Policyholders: Beware of Choice of Law Provisions

Source: Saxe Doernberger & Vita, P.C., October 2013

New York District Court Applies “No Prejudice” Rule to Late Notice Claim for Policy “Issued and Delivered” Outside the State with NY Choice of Law Provision

A New York federal district court applied the antiquated “no prejudice” rule to an insured’s late notice claim in Indian Harbor Insurance Co. v. City of San Diego, 2013 WL 5340380 (S.D.N.Y. Sept. 25, 2013). The insurance policy in question was issued in Pennsylvania, delivered to the policyholder in California, and insured risks located in California. The policy contained both New York choice of law and forum selection clauses.
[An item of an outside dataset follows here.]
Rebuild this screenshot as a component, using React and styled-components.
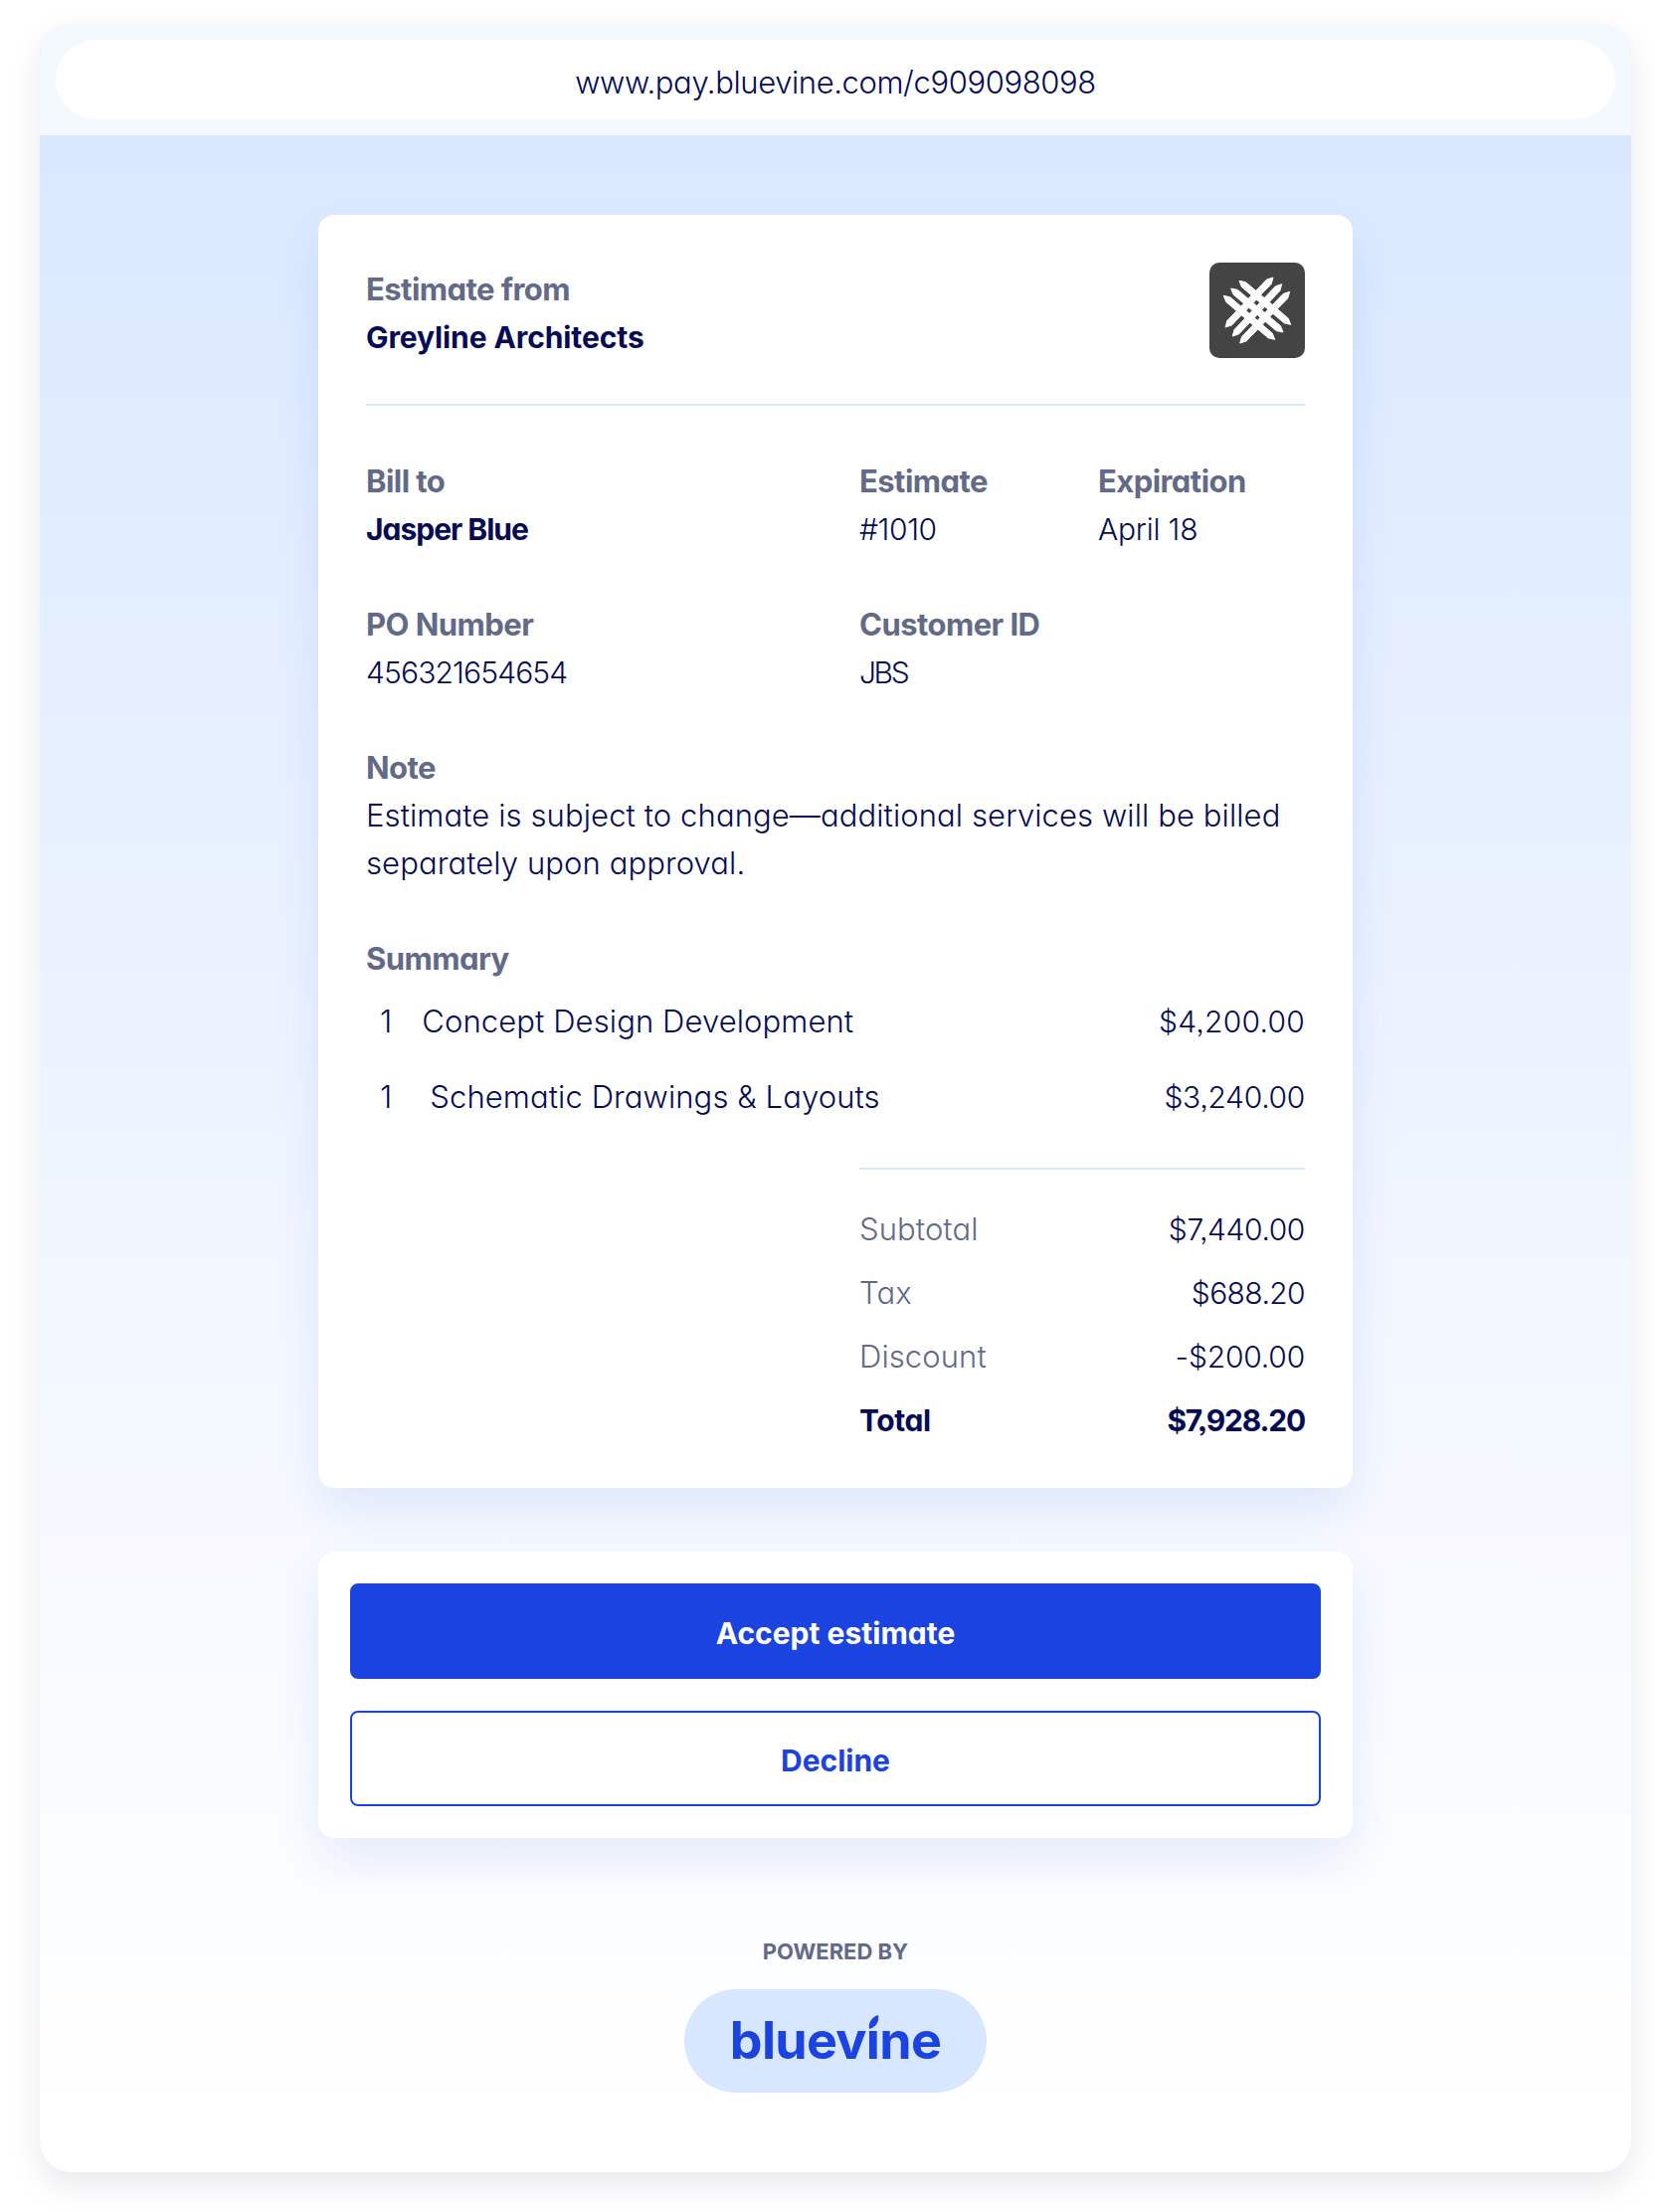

In holding that the insurer had no duty to indemnify, the court held that only those policies “issued and delivered” in New York are entitled to take advantage of New York’s statutory “notice-prejudice” standard, which requires that an insurer show prejudice resulting from the policyholder’s late notice in order to deny coverage on that basis. Rather, the court held that foreign insurance policies with New York choice of law provisions are subject to the draconian common law “no prejudice” standard, under which an insurer does not have to show that it was prejudiced by late notice in order to deny coverage.

The Indian Harbor case involved three underlying pollution claims made against the California State Association of Counties and the City of San Diego (collectively “the City”). For each claim, the City failed to give timely notice to the insurer after receiving the claim. The insurer disclaimed coverage and sought a declaration that it had no duty to indemnify the City due to the late notice.

One of the City’s principle defenses to Indian Harbor’s suit was that New York Insurance Law § 3420(a)(5) establishes a prejudice standard regarding late notice claims. The statute provides, in relevant part:

(a) No policy or contract insuring against liability for injury to person…or against liability for injury to, or destruction of, property shall be issued or delivered in this state, unless it contains in substance the following provisions . . .

(5) A provision that failure to give any notice required to be given by such policy within the time prescribed therein shall not invalidate any claim made by the insured, injured person or any other claimant, unless the failure to provide timely notice has prejudiced the insurer . . .

N.Y. Ins. Law § 3420 (2008) (emphasis added). The City claimed that its policy should not be governed by the “no prejudice” standard because it was issued after January 17, 2009 and was valid upon signature of a New York-based representative of the insurer. Indian Harbor countered that § 3420(a)(5) did not apply because the policy was issued and delivered outside the state – issued in Pennsylvania, delivered in California – and therefore the common law “no prejudice” standard applied.

The court agreed with Indian Harbor, holding that under New York law, a policy is not issued when signed, but rather when it is “sent out or distributed officially.” Because the policy was “sent out” from Pennsylvania, the City could not take advantage of New York statutory law, and, instead, New York’s common law “no prejudice” rule applied. The court also rejected the City’s public policy argument that the statute should apply equally to all policies whether issued in-state or out of state, as well as the argument that California law should apply to the interpretation of the policy because the New York choice of law provision was unconstitutional.

While a strict reading of the statute yields the result produced in Indian Harbor, it is unlikely that the New York legislature’s intent in passing § 3420(a)(5) was to subject foreign insurance policies with New York choice of law provisions to the draconian “no prejudice” standard. Holding insureds to a prejudice standard simply by virtue of where the policy was “issued or delivered” seems arbitrary and unfair.

Indian Harbor stresses the importance of reviewing a policy for choice of law provisions and thoroughly reviewing the implications of applicable state law.